### Description of the task
Give the count of lines in the data that include the string "this", with no added remarks.

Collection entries
------
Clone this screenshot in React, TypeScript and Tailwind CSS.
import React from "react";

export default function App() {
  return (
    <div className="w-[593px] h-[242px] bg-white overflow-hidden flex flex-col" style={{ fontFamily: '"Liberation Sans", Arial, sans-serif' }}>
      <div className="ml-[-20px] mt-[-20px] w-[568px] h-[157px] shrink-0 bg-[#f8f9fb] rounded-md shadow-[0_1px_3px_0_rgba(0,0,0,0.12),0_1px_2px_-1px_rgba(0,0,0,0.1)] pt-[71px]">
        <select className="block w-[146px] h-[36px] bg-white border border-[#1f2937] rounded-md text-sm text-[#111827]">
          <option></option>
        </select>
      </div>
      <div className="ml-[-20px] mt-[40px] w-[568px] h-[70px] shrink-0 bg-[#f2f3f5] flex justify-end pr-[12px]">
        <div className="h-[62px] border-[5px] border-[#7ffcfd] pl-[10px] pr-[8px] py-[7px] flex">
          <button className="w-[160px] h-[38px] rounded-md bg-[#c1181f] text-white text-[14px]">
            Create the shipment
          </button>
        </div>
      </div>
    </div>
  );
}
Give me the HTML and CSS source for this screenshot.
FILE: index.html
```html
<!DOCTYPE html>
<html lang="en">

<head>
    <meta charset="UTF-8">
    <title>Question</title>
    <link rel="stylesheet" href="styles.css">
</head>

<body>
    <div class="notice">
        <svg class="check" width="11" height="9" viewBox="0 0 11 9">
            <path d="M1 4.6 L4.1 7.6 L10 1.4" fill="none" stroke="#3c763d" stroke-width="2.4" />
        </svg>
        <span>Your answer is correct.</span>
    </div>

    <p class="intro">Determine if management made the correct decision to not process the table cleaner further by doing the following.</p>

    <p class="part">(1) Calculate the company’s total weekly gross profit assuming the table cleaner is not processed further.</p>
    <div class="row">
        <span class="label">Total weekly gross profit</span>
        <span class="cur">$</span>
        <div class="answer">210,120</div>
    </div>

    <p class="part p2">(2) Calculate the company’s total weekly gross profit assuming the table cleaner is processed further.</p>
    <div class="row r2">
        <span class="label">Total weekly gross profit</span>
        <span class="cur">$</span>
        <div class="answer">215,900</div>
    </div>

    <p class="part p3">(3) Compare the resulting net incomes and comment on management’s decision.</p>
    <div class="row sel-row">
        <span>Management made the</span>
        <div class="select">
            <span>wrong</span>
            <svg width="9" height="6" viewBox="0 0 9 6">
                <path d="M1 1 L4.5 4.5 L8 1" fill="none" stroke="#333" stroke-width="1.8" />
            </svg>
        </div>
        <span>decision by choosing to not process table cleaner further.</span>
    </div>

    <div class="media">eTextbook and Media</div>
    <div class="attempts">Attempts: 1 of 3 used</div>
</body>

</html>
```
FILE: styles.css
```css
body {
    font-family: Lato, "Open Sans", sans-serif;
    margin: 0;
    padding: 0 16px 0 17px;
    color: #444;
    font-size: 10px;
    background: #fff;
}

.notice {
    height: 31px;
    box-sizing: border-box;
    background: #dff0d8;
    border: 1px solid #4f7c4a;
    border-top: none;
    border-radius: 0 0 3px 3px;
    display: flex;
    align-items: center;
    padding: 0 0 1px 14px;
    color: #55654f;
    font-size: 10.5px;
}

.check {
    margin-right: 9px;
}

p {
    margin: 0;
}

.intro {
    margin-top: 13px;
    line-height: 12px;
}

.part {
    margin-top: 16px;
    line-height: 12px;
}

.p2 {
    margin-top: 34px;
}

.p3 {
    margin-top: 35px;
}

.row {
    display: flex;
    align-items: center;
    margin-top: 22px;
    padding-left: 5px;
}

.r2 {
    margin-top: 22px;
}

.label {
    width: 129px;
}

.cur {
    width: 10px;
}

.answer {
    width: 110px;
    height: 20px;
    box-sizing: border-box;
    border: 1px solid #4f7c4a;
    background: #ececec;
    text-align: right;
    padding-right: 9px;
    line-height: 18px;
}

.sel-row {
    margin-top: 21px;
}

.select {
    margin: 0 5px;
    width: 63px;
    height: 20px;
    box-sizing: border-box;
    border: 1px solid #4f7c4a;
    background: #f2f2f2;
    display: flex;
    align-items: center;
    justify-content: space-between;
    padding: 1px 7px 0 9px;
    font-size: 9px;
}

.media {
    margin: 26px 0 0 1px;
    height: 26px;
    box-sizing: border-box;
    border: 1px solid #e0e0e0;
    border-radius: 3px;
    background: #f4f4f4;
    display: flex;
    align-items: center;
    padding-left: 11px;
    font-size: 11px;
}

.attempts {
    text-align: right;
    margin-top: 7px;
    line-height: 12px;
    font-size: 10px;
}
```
------
### The response
2